I have a theory why.  We’re all people who have lived complicated, productive lives and we care about where we live.  We’ve chosen to live in a 55+ place because we 1) wanted to be closer to family; or 2) we no longer wanted to live in our home; or 3) we wanted to be sure to socialize with others and not isolate ourselves in our old age.    More significantly, when people congregate, we naturally create community to meet our needs.  Humans are herd animals and we need the comfort and enjoyment of one another.  

Michael Smerconish, an American journalist, mourns the lack of mingling in our society. He frequently cites a book, “Bowling Alone” by Robert Putnam, that outlined the decrease of communal activities (bowling leagues, fraternal orders, interest clubs) and the increase in loneliness among young people.  This trend was picked up by Scott Galloway, an American political scientist, who points out that today’s youth are not dating, marrying, reproducing.  They’re lonely.  Smerconish has attempted to counteract the current epidemic of loneliness with his “Mingle Project” which encourages people to talk “face-to-face”.  Not through Facebook.  Not through texts.  And, he encourages us to talk to people who are different than we are.

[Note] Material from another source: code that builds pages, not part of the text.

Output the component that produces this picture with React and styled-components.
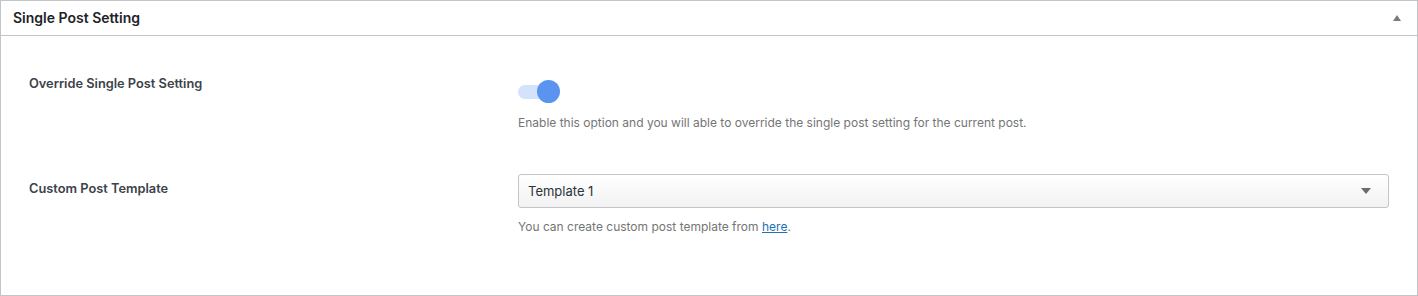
import React from "react";
import styled, { createGlobalStyle } from "styled-components";

const Global = createGlobalStyle`
  html, body { margin: 0; padding: 0; background: #fff; }
  body { font-family: Inter, "Noto Sans", "Liberation Sans", sans-serif; -webkit-font-smoothing: antialiased; }
`;

const Panel = styled.div`
  box-sizing: border-box;
  width: 1418px;
  height: 296px;
  border: 1px solid #c3c4c7;
  background: #fff;
`;

const Header = styled.div`
  box-sizing: border-box;
  height: 35px;
  border-bottom: 1px solid #c3c4c7;
  display: flex;
  align-items: center;
  justify-content: space-between;
  padding: 0 12px 1px 12px;
`;

const Title = styled.h2`
  margin: 0;
  font-size: 14px;
  font-weight: 600;
  color: #1d2327;
  line-height: 18px;
`;

const Caret = styled.span`
  width: 0;
  height: 0;
  border-left: 4px solid transparent;
  border-right: 4px solid transparent;
  border-bottom: 6px solid #787c82;
  margin-right: 4px;
`;

const Body = styled.div`
  padding: 38px 28px 0 28px;
  display: flex;
  flex-direction: column;
  gap: 42px;
`;

const Row = styled.div`
  display: grid;
  grid-template-columns: 489px 1fr;
`;

const Label = styled.div`
  font-size: 12.8px;
  font-weight: 600;
  line-height: 18px;
  color: #3c434a;
  padding-top: ${(p) => p.$offset || 0}px;
`;

const Control = styled.div`
  display: flex;
  flex-direction: column;
  align-items: flex-start;
  padding-top: ${(p) => p.$offset || 0}px;
`;

const Toggle = styled.div`
  position: relative;
  width: 42px;
  height: 23px;
  display: flex;
  align-items: center;
`;

const Track = styled.div`
  width: 34px;
  height: 14px;
  border-radius: 7px;
  background: #d4e2fc;
`;

const Knob = styled.div`
  position: absolute;
  right: 0;
  top: 0;
  width: 23px;
  height: 23px;
  border-radius: 50%;
  background: #5b93f1;
`;

const Desc = styled.p`
  margin: ${(p) => p.$gap}px 0 0 0;
  font-size: 12px;
  line-height: 18px;
  color: #757575;
`;

const Link = styled.a`
  color: #2271b1;
  text-decoration: underline;
`;

const Select = styled.div`
  box-sizing: border-box;
  width: 871px;
  height: 34px;
  border: 1px solid #c3c4c7;
  border-radius: 3px;
  background: linear-gradient(#ffffff, #f2f2f2);
  display: flex;
  align-items: center;
  justify-content: space-between;
  padding: 0 17px 0 9px;
  font-size: 13px;
  color: #2c3338;
`;

const Arrow = styled.span`
  width: 0;
  height: 0;
  border-left: 5px solid transparent;
  border-right: 5px solid transparent;
  border-top: 6px solid #6b6b6b;
`;

export default function App() {
  return (
    <>
      <Global />
      <Panel>
        <Header>
          <Title>Single Post Setting</Title>
          <Caret />
        </Header>
        <Body>
          <Row>
            <Label $offset={1}>Override Single Post Setting</Label>
            <Control $offset={6}>
              <Toggle>
                <Track />
                <Knob />
              </Toggle>
              <Desc $gap={11}>
                Enable this option and you will able to override the single post setting for the current post.
              </Desc>
            </Control>
          </Row>
          <Row>
            <Label $offset={6}>Custom Post Template</Label>
            <Control>
              <Select>
                <span>Template 1</span>
                <Arrow />
              </Select>
              <Desc $gap={10}>
                You can create custom post template from <Link href="#">here</Link>.
              </Desc>
            </Control>
          </Row>
        </Body>
      </Panel>
    </>
  );
}
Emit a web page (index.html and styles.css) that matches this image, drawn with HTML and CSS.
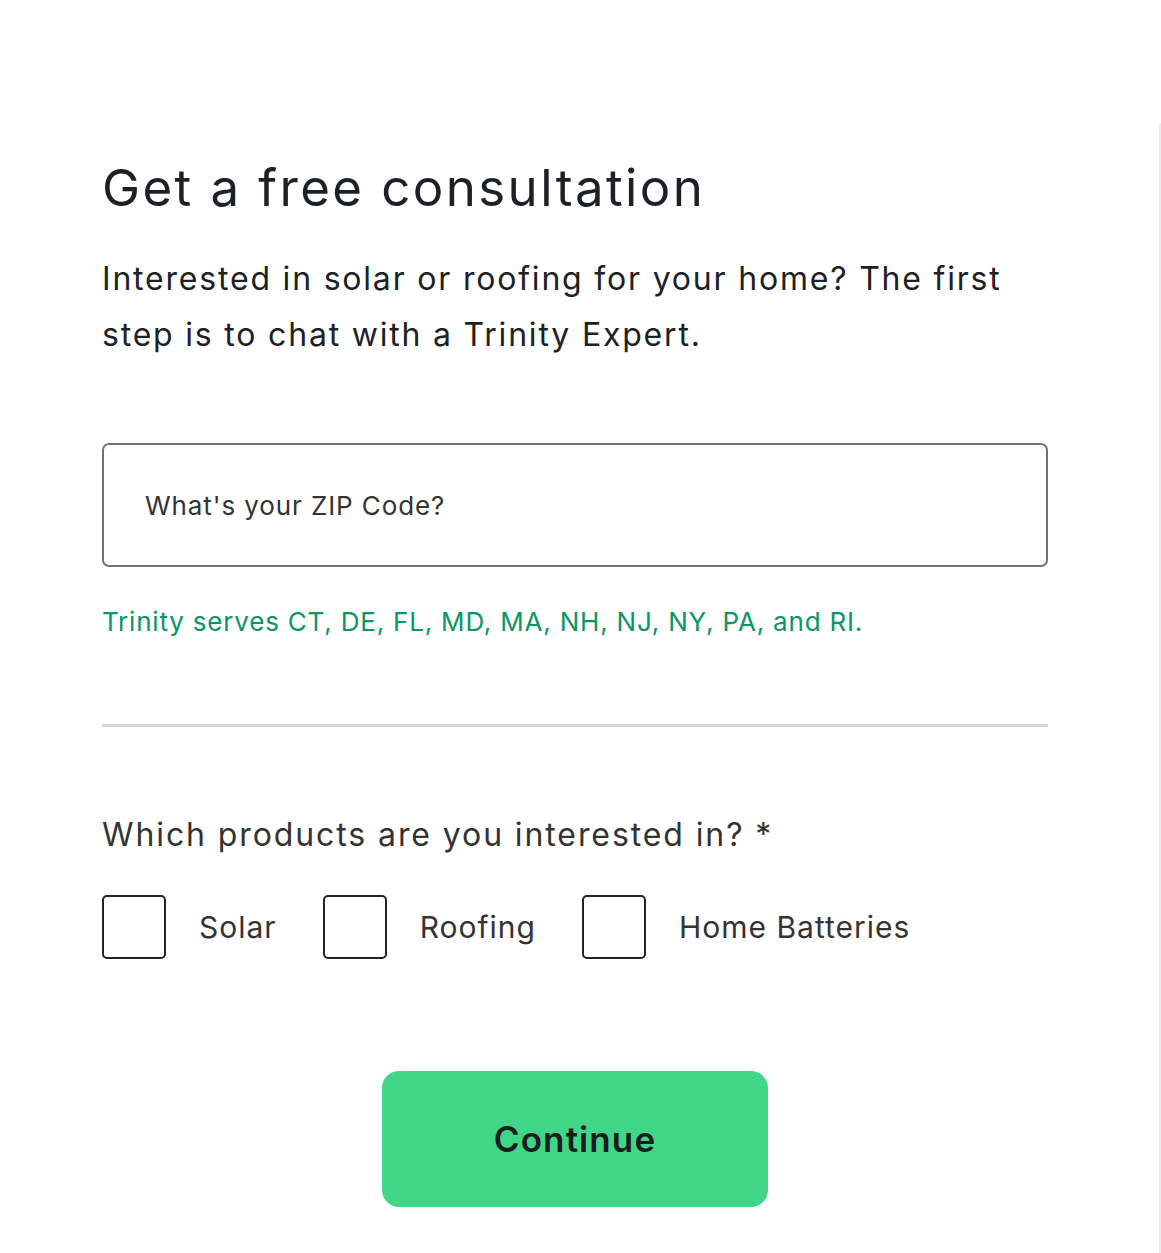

And that is what we have here at Everleigh.  One giant “mingle project”.  

So, we fight with Mark when we know he’s wrong about the water restrictions.  We fight because we don’t want the trees and shrubs to die.  And, we know they don’t have to.  We fight with Mark when he removes the water dispenser in the Great Room because people want access to filtered clean, cold water.  

Now, I don’t want people to think Mark is a tyrant.  He’s not. He’s a good guy and both he and Tristan work incredibly hard to provide a structure for our mingle project.  He works for a large corporation, and they make all sorts of rules.  He just must try and follow them and it’s up to us to crate the change.

That’s what makes living here so different from, I think, other apartments.  Or maybe even condos.  We are a bunch of Boomers who are used to making trouble, getting our way, creating change and refusing to accept a status quo.  I like that about us.  It defined our generation, sometimes for the worse; oftentimes for the better. 

Moving here was the smart thing to do.  New friends, activities, perspectives, and challenges.  

It’s fun and challenging to be a part of a community that is randomly thrown together.  I think I’ll send this blog Michael Smerconish’s way and thank him for helping me to see that I landed inside a mingle project.